◆ **Work to do**: Repeat, exactly and completely, the entries shown underneath.

◆ **Listed entries**:
------------------------------------------------------------
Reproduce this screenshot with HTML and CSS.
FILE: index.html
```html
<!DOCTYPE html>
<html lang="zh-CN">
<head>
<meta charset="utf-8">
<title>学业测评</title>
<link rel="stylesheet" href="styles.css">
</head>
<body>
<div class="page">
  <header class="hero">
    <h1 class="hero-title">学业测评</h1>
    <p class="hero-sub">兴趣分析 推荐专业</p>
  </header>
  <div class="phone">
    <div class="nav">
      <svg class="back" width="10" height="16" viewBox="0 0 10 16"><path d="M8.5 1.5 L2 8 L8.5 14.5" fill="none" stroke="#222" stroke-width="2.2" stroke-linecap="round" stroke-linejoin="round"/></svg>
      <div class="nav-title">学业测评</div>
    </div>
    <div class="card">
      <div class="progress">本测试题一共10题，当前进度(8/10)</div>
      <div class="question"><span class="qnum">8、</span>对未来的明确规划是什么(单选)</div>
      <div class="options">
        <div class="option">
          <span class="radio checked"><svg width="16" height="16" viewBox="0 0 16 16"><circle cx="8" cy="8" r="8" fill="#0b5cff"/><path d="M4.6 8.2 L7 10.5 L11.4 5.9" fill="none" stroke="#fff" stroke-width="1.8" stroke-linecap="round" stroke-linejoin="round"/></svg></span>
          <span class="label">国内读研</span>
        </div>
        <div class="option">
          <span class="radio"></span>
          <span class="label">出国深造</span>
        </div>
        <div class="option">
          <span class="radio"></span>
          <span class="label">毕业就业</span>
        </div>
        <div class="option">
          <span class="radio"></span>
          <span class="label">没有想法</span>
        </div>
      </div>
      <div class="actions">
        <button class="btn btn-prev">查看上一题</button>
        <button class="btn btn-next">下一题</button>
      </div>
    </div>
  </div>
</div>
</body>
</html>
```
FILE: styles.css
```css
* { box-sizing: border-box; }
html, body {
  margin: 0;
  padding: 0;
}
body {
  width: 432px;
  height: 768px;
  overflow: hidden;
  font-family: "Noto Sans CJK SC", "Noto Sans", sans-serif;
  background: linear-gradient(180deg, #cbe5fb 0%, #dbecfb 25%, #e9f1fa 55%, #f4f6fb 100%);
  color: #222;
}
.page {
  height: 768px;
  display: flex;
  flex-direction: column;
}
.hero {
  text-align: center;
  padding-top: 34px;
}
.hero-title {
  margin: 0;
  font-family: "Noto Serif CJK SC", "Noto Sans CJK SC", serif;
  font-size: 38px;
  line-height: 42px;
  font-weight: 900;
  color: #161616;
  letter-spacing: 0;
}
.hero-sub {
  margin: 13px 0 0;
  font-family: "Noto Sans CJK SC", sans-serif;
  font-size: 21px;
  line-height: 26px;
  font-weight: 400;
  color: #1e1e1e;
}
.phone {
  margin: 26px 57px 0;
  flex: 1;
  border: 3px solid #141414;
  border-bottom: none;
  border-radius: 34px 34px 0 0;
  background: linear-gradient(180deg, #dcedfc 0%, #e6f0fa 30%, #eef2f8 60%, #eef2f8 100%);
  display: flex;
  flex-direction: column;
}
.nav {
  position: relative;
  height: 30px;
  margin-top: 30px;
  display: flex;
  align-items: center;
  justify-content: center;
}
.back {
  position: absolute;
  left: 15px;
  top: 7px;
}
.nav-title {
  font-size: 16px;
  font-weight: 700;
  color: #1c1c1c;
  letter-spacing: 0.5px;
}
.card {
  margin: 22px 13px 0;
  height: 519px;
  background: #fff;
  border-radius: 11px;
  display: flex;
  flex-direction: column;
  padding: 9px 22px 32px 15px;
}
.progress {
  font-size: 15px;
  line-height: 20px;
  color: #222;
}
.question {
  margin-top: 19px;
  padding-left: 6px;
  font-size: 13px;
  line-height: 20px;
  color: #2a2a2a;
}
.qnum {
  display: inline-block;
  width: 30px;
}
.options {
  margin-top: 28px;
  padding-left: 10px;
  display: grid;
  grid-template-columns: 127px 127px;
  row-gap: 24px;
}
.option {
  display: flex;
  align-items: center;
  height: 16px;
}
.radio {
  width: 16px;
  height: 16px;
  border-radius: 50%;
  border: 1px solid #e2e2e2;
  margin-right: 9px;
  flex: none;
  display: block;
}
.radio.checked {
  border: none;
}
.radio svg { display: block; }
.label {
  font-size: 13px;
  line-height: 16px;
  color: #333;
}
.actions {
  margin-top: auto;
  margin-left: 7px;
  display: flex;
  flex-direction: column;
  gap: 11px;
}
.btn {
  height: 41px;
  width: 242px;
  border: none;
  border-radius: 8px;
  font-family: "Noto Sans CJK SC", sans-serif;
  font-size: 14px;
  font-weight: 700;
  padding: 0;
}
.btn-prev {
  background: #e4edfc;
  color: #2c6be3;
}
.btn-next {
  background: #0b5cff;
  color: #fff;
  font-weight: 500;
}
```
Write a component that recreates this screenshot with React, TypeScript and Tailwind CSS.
------------------------------------------------------------
◆ **Reply**:
Reproduce this screenshot with HTML and CSS.
FILE: index.html
```html
<!DOCTYPE html>
<html lang="zh-CN">
<head>
<meta charset="utf-8">
<title>学业测评</title>
<link rel="stylesheet" href="styles.css">
</head>
<body>
<div class="page">
  <header class="hero">
    <h1 class="hero-title">学业测评</h1>
    <p class="hero-sub">兴趣分析 推荐专业</p>
  </header>
  <div class="phone">
    <div class="nav">
      <svg class="back" width="10" height="16" viewBox="0 0 10 16"><path d="M8.5 1.5 L2 8 L8.5 14.5" fill="none" stroke="#222" stroke-width="2.2" stroke-linecap="round" stroke-linejoin="round"/></svg>
      <div class="nav-title">学业测评</div>
    </div>
    <div class="card">
      <div class="progress">本测试题一共10题，当前进度(8/10)</div>
      <div class="question"><span class="qnum">8、</span>对未来的明确规划是什么(单选)</div>
      <div class="options">
        <div class="option">
          <span class="radio checked"><svg width="16" height="16" viewBox="0 0 16 16"><circle cx="8" cy="8" r="8" fill="#0b5cff"/><path d="M4.6 8.2 L7 10.5 L11.4 5.9" fill="none" stroke="#fff" stroke-width="1.8" stroke-linecap="round" stroke-linejoin="round"/></svg></span>
          <span class="label">国内读研</span>
        </div>
        <div class="option">
          <span class="radio"></span>
          <span class="label">出国深造</span>
        </div>
        <div class="option">
          <span class="radio"></span>
          <span class="label">毕业就业</span>
        </div>
        <div class="option">
          <span class="radio"></span>
          <span class="label">没有想法</span>
        </div>
      </div>
      <div class="actions">
        <button class="btn btn-prev">查看上一题</button>
        <button class="btn btn-next">下一题</button>
      </div>
    </div>
  </div>
</div>
</body>
</html>
```
FILE: styles.css
```css
* { box-sizing: border-box; }
html, body {
  margin: 0;
  padding: 0;
}
body {
  width: 432px;
  height: 768px;
  overflow: hidden;
  font-family: "Noto Sans CJK SC", "Noto Sans", sans-serif;
  background: linear-gradient(180deg, #cbe5fb 0%, #dbecfb 25%, #e9f1fa 55%, #f4f6fb 100%);
  color: #222;
}
.page {
  height: 768px;
  display: flex;
  flex-direction: column;
}
.hero {
  text-align: center;
  padding-top: 34px;
}
.hero-title {
  margin: 0;
  font-family: "Noto Serif CJK SC", "Noto Sans CJK SC", serif;
  font-size: 38px;
  line-height: 42px;
  font-weight: 900;
  color: #161616;
  letter-spacing: 0;
}
.hero-sub {
  margin: 13px 0 0;
  font-family: "Noto Sans CJK SC", sans-serif;
  font-size: 21px;
  line-height: 26px;
  font-weight: 400;
  color: #1e1e1e;
}
.phone {
  margin: 26px 57px 0;
  flex: 1;
  border: 3px solid #141414;
  border-bottom: none;
  border-radius: 34px 34px 0 0;
  background: linear-gradient(180deg, #dcedfc 0%, #e6f0fa 30%, #eef2f8 60%, #eef2f8 100%);
  display: flex;
  flex-direction: column;
}
.nav {
  position: relative;
  height: 30px;
  margin-top: 30px;
  display: flex;
  align-items: center;
  justify-content: center;
}
.back {
  position: absolute;
  left: 15px;
  top: 7px;
}
.nav-title {
  font-size: 16px;
  font-weight: 700;
  color: #1c1c1c;
  letter-spacing: 0.5px;
}
.card {
  margin: 22px 13px 0;
  height: 519px;
  background: #fff;
  border-radius: 11px;
  display: flex;
  flex-direction: column;
  padding: 9px 22px 32px 15px;
}
.progress {
  font-size: 15px;
  line-height: 20px;
  color: #222;
}
.question {
  margin-top: 19px;
  padding-left: 6px;
  font-size: 13px;
  line-height: 20px;
  color: #2a2a2a;
}
.qnum {
  display: inline-block;
  width: 30px;
}
.options {
  margin-top: 28px;
  padding-left: 10px;
  display: grid;
  grid-template-columns: 127px 127px;
  row-gap: 24px;
}
.option {
  display: flex;
  align-items: center;
  height: 16px;
}
.radio {
  width: 16px;
  height: 16px;
  border-radius: 50%;
  border: 1px solid #e2e2e2;
  margin-right: 9px;
  flex: none;
  display: block;
}
.radio.checked {
  border: none;
}
.radio svg { display: block; }
.label {
  font-size: 13px;
  line-height: 16px;
  color: #333;
}
.actions {
  margin-top: auto;
  margin-left: 7px;
  display: flex;
  flex-direction: column;
  gap: 11px;
}
.btn {
  height: 41px;
  width: 242px;
  border: none;
  border-radius: 8px;
  font-family: "Noto Sans CJK SC", sans-serif;
  font-size: 14px;
  font-weight: 700;
  padding: 0;
}
.btn-prev {
  background: #e4edfc;
  color: #2c6be3;
}
.btn-next {
  background: #0b5cff;
  color: #fff;
  font-weight: 500;
}
```
Write a component that recreates this screenshot with React, TypeScript and Tailwind CSS.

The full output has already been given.